When should you use the official API instead?

If you need any of these things, skip the public JSON endpoint and wait for API approval or use an alternative data source:

You need write access (creating posts, comments, awards, or moderation actions). The public endpoint is read-only. PRAW lets you modify Reddit state.

You need higher throughput. If you are collecting data from hundreds of subreddits or need real-time updates, 30 requests per minute will bottleneck you. The official API gives you 60 requests per 60 seconds per client. With multiple clients, you can scale further.

You are accessing private subreddits. Public JSON endpoints do not work on private communities. OAuth authentication (official API) is required.

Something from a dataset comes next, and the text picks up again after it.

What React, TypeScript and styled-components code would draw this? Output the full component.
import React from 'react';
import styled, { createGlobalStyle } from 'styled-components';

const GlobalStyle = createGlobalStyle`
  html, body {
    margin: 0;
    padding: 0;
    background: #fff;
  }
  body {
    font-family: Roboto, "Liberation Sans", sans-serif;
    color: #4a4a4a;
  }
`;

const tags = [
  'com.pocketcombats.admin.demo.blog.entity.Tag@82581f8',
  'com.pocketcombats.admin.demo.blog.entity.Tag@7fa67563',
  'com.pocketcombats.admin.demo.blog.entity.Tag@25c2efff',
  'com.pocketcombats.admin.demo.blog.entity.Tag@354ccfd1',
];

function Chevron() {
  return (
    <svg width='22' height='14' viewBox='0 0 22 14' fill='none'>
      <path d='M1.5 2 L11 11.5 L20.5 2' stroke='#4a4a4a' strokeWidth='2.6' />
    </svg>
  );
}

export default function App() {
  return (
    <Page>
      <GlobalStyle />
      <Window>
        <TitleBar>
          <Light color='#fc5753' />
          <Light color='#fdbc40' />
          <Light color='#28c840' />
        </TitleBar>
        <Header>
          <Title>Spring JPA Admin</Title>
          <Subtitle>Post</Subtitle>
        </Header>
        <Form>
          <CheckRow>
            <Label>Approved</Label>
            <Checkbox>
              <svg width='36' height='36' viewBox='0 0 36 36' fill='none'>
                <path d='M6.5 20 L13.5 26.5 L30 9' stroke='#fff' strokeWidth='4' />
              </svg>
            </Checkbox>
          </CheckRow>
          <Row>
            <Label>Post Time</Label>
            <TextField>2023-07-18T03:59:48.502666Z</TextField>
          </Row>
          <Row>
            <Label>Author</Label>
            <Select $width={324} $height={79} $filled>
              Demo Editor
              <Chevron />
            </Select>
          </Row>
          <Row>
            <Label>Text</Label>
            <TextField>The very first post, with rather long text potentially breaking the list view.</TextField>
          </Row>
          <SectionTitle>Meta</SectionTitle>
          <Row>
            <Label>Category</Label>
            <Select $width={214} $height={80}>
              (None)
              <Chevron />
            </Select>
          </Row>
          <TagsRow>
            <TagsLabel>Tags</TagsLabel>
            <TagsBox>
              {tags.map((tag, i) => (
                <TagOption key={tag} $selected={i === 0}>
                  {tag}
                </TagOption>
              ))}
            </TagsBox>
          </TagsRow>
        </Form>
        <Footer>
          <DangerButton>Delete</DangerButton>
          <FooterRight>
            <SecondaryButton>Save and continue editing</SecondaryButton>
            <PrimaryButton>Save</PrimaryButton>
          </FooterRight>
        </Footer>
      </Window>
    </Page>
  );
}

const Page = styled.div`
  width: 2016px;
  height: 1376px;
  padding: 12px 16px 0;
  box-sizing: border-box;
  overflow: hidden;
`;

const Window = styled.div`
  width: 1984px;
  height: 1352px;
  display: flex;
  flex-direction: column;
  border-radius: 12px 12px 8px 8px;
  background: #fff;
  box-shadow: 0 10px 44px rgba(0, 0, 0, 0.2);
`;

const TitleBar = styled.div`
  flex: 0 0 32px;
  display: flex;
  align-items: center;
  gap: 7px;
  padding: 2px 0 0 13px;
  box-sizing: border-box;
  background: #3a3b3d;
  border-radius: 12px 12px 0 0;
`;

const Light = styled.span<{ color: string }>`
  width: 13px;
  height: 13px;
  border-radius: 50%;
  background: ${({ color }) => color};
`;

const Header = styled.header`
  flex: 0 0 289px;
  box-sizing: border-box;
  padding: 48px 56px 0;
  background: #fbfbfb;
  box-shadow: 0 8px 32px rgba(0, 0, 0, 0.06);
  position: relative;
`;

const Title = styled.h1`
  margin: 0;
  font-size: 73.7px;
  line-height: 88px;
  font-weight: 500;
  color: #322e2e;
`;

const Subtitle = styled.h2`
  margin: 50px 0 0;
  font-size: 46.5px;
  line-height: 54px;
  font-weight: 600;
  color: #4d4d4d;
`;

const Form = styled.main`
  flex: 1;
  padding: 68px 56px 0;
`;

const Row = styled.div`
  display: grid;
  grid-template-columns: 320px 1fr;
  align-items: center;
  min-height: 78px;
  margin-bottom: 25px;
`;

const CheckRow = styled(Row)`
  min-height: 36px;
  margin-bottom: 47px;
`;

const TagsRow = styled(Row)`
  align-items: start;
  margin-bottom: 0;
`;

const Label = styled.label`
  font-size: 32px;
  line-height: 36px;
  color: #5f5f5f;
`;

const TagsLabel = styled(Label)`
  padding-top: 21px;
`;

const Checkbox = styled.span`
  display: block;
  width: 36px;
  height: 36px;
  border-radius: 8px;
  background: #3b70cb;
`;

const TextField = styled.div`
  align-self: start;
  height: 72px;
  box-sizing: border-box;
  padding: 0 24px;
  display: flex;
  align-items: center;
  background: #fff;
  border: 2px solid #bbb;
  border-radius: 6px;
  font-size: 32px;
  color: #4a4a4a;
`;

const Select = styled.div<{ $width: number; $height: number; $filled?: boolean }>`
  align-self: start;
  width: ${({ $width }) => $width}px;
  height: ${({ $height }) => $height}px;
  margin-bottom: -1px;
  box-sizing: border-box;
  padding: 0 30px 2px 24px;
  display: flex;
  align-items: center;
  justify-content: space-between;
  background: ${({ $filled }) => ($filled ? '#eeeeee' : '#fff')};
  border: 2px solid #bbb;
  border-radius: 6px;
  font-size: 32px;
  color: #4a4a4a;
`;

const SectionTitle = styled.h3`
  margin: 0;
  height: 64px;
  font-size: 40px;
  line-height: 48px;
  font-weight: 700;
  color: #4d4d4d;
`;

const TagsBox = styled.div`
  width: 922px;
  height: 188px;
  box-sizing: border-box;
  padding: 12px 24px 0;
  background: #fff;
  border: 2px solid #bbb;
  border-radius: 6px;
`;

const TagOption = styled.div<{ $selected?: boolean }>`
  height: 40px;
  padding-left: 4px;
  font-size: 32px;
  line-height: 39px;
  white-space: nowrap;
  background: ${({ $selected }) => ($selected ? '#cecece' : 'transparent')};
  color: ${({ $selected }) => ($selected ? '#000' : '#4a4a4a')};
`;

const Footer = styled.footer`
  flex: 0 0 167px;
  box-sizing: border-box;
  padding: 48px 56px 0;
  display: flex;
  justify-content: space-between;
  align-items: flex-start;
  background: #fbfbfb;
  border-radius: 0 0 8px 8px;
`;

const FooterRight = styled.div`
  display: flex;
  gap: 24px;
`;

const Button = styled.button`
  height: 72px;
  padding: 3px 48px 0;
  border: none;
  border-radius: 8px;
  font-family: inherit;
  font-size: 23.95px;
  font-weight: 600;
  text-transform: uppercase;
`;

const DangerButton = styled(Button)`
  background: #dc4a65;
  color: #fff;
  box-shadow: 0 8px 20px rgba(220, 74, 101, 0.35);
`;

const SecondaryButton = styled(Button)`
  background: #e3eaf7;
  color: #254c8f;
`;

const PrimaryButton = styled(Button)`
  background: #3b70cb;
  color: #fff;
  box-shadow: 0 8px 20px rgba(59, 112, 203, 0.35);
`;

You need compliance guarantees. If you are building a commercial product or handling sensitive data, the public endpoint's best-effort nature is a liability. The official API comes with terms of service and support.

You need moderation or admin features. Only the official API exposes mod logs, ban lists, and moderation queues.

Here is the thing that matters for ScopeScrape: I can easily swap in PRAW later. When my API application finally gets approved, or if Reddit shuts down the public endpoints, I simply change the adapter. ScopeScrape's code is structured around a data source abstraction. Swapping from the public JSON adapter to the PRAW adapter is a one-file change in the abstraction layer. The rest of the pain point detection pipeline does not care where the data comes from.

This is why the adapter pattern matters for long-term projects. You can start with the fastest option to ship, then switch to the more reliable option when circumstances change. Not every project needs this flexibility, but if you are building something that might outlive your current data source, designing for it upfront saves rewrites later.